Medical Errors Report #12
A Four-Year Solution Implementation Study
Sex Bias in some Areas of Health-care Impede Progress of Quality Improvement
A group dominated by all males or all females is less responsive to the issues and concerns of the opposite sex. The progress of fixing medical errors (or systemic failure) has stagnated due to an imbalance in the representation of sexes within certain areas of health-care. For example, estrogen excess and competitions between women as described by some nurses ignite wide spread problems leading to continuous fierce battles in the absence of men. Similarly, some areas of medical care have been plagued by the hyper-androgenic effect of physicians attacking nurses and berating them. There has to be a balance of the sexes to achieve success in a profession that includes both male and female.

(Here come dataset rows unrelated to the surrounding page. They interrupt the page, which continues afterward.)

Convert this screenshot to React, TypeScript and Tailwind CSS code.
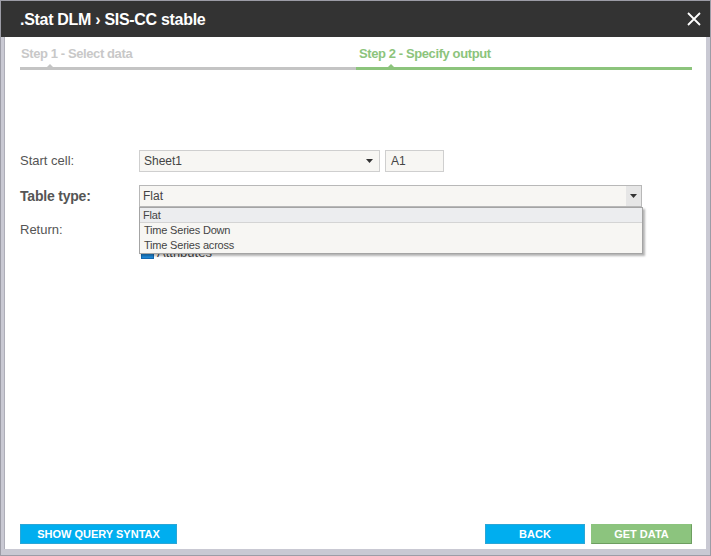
import React from "react";

const Arrow = () => (
  <svg width="7" height="4" viewBox="0 0 7 4"><path d="M0 0h7L3.5 4z" fill="#333" /></svg>
);

export default function App() {
  const font = { fontFamily: '"Liberation Sans", Arial, sans-serif' };
  return (
    <div style={font} className="w-[711px] h-[556px] bg-[#c9c9d3] border border-[#9c9ca6] flex flex-col overflow-hidden">
      {/* Title bar */}
      <div className="h-[36px] bg-[#333333] flex items-center justify-between pl-[19px] pr-[9px] shrink-0">
        <span className="text-white font-bold text-[16px] tracking-[-0.3px] mt-[1px]">.Stat DLM › SIS-CC stable</span>
        <svg width="14" height="14" viewBox="0 0 14 14">
          <path d="M1 1L13 13M13 1L1 13" stroke="#fff" strokeWidth="1.8" />
        </svg>
      </div>
      {/* Body frame */}
      <div className="flex-1 flex pl-[3px] pr-[4px] pb-[6px]">
        <div className="flex-1 bg-white border-l border-[#aeaeb8] flex flex-col pl-[15px] pr-[14px]">
          {/* Steps */}
          <div className="flex pt-[9px]">
            <div className="flex-1 flex flex-col">
              <span className="text-[13px] font-bold text-[#c8c8c8] tracking-[-0.4px] leading-[15px] pl-[1px]">Step 1 - Select data</span>
              <div className="relative mt-[6px] h-[3px] bg-[#c4c4c4]">
                <div className="absolute left-[27px] -top-[3px] w-0 h-0 border-l-[3px] border-r-[3px] border-b-[3px] border-l-transparent border-r-transparent border-b-[#c4c4c4]" />
              </div>
            </div>
            <div className="flex-1 flex flex-col">
              <span className="text-[13px] font-bold text-[#8cc47c] tracking-[-0.4px] leading-[15px] pl-[3px]">Step 2 - Specify output</span>
              <div className="relative mt-[6px] h-[3px] bg-[#8cc47c]">
                <div className="absolute left-[32px] -top-[3px] w-0 h-0 border-l-[3px] border-r-[3px] border-b-[3px] border-l-transparent border-r-transparent border-b-[#8cc47c]" />
              </div>
            </div>
          </div>

          {/* Form */}
          <div className="mt-[80px] flex flex-col">
            <div className="flex items-center h-[22px]">
              <span className="w-[119px] text-[13px] text-[#555]">Start cell:</span>
              <div className="w-[241px] h-[22px] bg-[#f7f6f3] border border-[#cfcfcf] flex items-center justify-between pl-[4px] pr-[6px] text-[12px] text-[#444]">
                <span>Sheet1</span>
                <Arrow />
              </div>
              <div className="ml-[5px] w-[59px] h-[22px] bg-[#f7f6f3] border border-[#cfcfcf] flex items-center pl-[5px] text-[12px] text-[#444]">A1</div>
            </div>

            <div className="flex items-center h-[22px] mt-[13px]">
              <span className="w-[119px] text-[14px] font-bold text-[#555] tracking-[-0.2px]">Table type:</span>
              <div className="relative w-[503px] h-[22px] bg-[#f7f6f3] border border-[#b8b8b8] flex items-center text-[12px] text-[#444]">
                <span className="flex-1 pl-[3px]">Flat</span>
                <div className="w-[15px] h-full bg-[#e6e6e6] flex items-center justify-center"><Arrow /></div>
                {/* Dropdown */}
                <div className="absolute left-[-1px] top-[21px] w-[504px] z-10 bg-[#f7f6f3] border border-[#a4a4a4] shadow-[2px_2px_2px_rgba(0,0,0,0.3)] flex flex-col text-[11px] text-[#444] tracking-[-0.2px]">
                  <div className="h-[15px] bg-[#ecedef] border-b border-[#d4d4d4] flex items-center pl-[3px]">Flat</div>
                  <div className="h-[15px] flex items-center pl-[4px]">Time Series Down</div>
                  <div className="h-[15px] flex items-center pl-[4px]">Time Series across</div>
                </div>
              </div>
            </div>

            <div className="flex mt-[15px]">
              <span className="w-[119px] text-[13px] text-[#555] leading-[15px]">Return:</span>
              <div className="flex flex-col pt-[23px]">
                <div className="flex items-center gap-[3px] h-[15px] ml-[2px]">
                  <div className="w-[13px] h-[13px] bg-[#1e88d8] border border-[#1569b0]" />
                  <span className="text-[13px] text-[#444]">Attributes</span>
                </div>
              </div>
            </div>
          </div>

          <div className="flex-1" />

          {/* Buttons */}
          <div className="flex items-center justify-between pb-[5px]">
            <button className="w-[157px] h-[20px] bg-[#00aeef] border border-[#2ba6d6] text-white text-[11px] font-bold">SHOW QUERY SYNTAX</button>
            <div className="flex gap-[6px]">
              <button className="w-[100px] h-[20px] bg-[#00aeef] border border-[#2ba6d6] text-white text-[11px] font-bold">BACK</button>
              <button className="w-[101px] h-[20px] bg-[#8cc47e] border border-[#8cc47e] border-r-[#6d9e60] border-b-[#6d9e60] text-white text-[11px] font-bold">GET DATA</button>
            </div>
          </div>
        </div>
      </div>
    </div>
  );
}
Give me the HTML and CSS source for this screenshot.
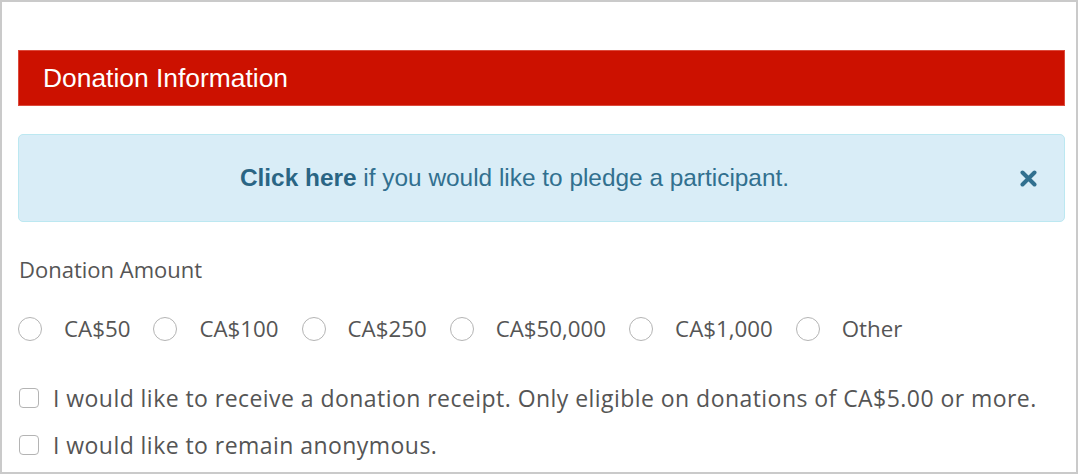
FILE: index.html
```html
<!DOCTYPE html>
<html>
<head>
    <title>Donation Information</title>
    <link rel="stylesheet" href="styles.css">
</head>
<body>
    <div class="frame">
        <div class="section-head">Donation Information</div>

        <div class="alert">
            <p class="alert-text"><a href="#" class="alert-link">Click here</a> if you would like to pledge a participant.</p>
            <button class="close" type="button" aria-label="Close">
                <svg width="17" height="17" viewBox="0 0 17 17"><path d="M2.5 2.5 L14.5 14.5 M14.5 2.5 L2.5 14.5" stroke="#31708f" stroke-width="4" stroke-linecap="round"/></svg>
            </button>
        </div>

        <div class="field-label">Donation Amount</div>
        <div class="amounts">
            <label class="amount"><input type="radio" name="amount"><span>CA$50</span></label>
            <label class="amount"><input type="radio" name="amount"><span>CA$100</span></label>
            <label class="amount"><input type="radio" name="amount"><span>CA$250</span></label>
            <label class="amount"><input type="radio" name="amount"><span>CA$50,000</span></label>
            <label class="amount"><input type="radio" name="amount"><span>CA$1,000</span></label>
            <label class="amount"><input type="radio" name="amount"><span>Other</span></label>
        </div>

        <label class="check"><input type="checkbox"><span>I would like to receive a donation receipt. Only eligible on donations of CA$5.00 or more.</span></label>
        <label class="check"><input type="checkbox"><span>I would like to remain anonymous.</span></label>
    </div>
</body>
</html>
```

FILE: styles.css
```css
html, body { margin: 0; padding: 0; background: #fff; }
.frame { box-sizing: border-box; width: 1078px; height: 474px; border: 2px solid #cacaca; padding: 48px 11px 0 16px; overflow: hidden; }

.section-head { height: 56px; box-sizing: border-box; border: 1px solid #dc4a3c; background: #cc1100; color: #fff; font-family: "Liberation Sans", Arial, sans-serif; font-size: 26.4px; line-height: 54px; padding-left: 24px; }

.alert { display: flex; align-items: center; margin-top: 28px; height: 88px; box-sizing: border-box; background: #d9edf7; border: 1px solid #bce8f1; border-radius: 5px; color: #31708f; font-family: "Liberation Sans", Arial, sans-serif; font-size: 24.4px; }
.alert-text { flex: 1; margin: 0; text-align: center; }
.alert-link { color: #2a6584; font-weight: bold; text-decoration: none; }
.close { border: 0; background: none; padding: 0; margin: 0 27px 0 10px; width: 17px; height: 17px; display: flex; }

.field-label { margin-top: 33px; font-family: "Open Sans", sans-serif; font-size: 22px; color: #555; line-height: 28px; padding-left: 1px; }

.amounts { display: flex; align-items: center; gap: 23px; margin-top: 30px; font-family: "Open Sans", sans-serif; font-size: 22.3px; color: #555; }
.amount { display: flex; align-items: center; gap: 22px; }
.amount input { appearance: none; -webkit-appearance: none; margin: 0; width: 24px; height: 24px; border: 1.5px solid #b4b4b4; border-radius: 50%; background: #fff; box-sizing: border-box; }

.check { display: flex; align-items: center; gap: 14px; height: 47px; font-family: "Open Sans", sans-serif; font-size: 23px; letter-spacing: 0.45px; color: #555; padding-left: 1px; }
.amounts + .check { margin-top: 30px; }
.check input { appearance: none; -webkit-appearance: none; margin: 0; width: 20px; height: 20px; border: 1.5px solid #b4b4b4; border-radius: 4px; background: #fff; box-sizing: border-box; }
```
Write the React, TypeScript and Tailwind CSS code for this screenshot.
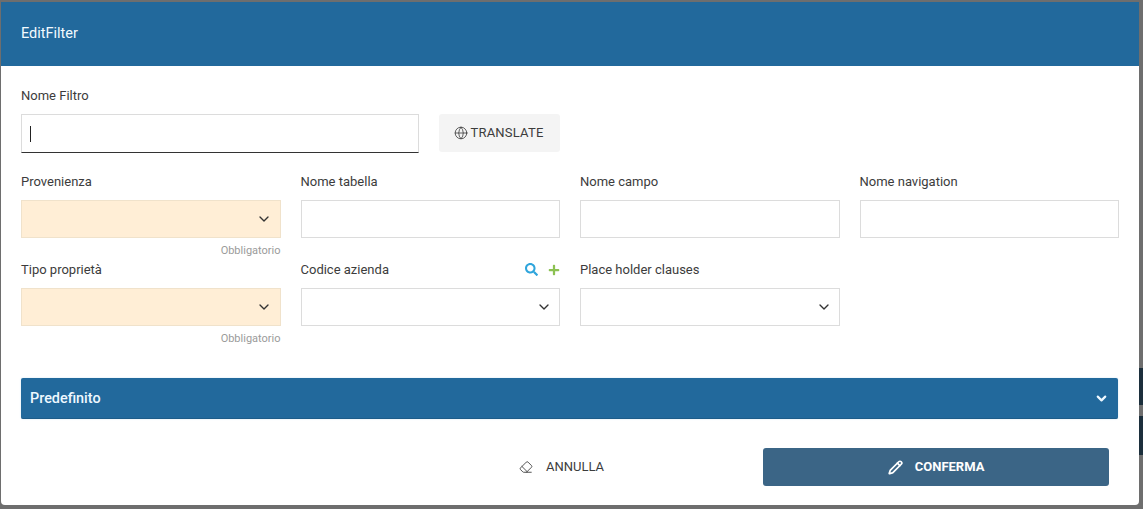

I often feel sorry for the only male worker caught within a group of women at the peak of frustration. Similarly, I feel sorry for the only woman working with a male group mostly driven by androgenic egos. Hospital management dominated by either sex does not allow for an objective evaluation of the issues because of gender bias. Many times, women tend to agree with other women even when they know they are wrong. Socially, some females tend to evaluate themselves through the eyes of their friends while males are more independent in that respect. While trying to appease their fellow female peers, some women will agree with a decision they know to be wrong just for emotional satisfaction. Men tend to reflect the ideas of other men as well, but can sometimes be more objective in the absence of emotions. Both sexes falter in making decisions at the peak of emotional excitation and both are easily influenced by the emotions of the people around them.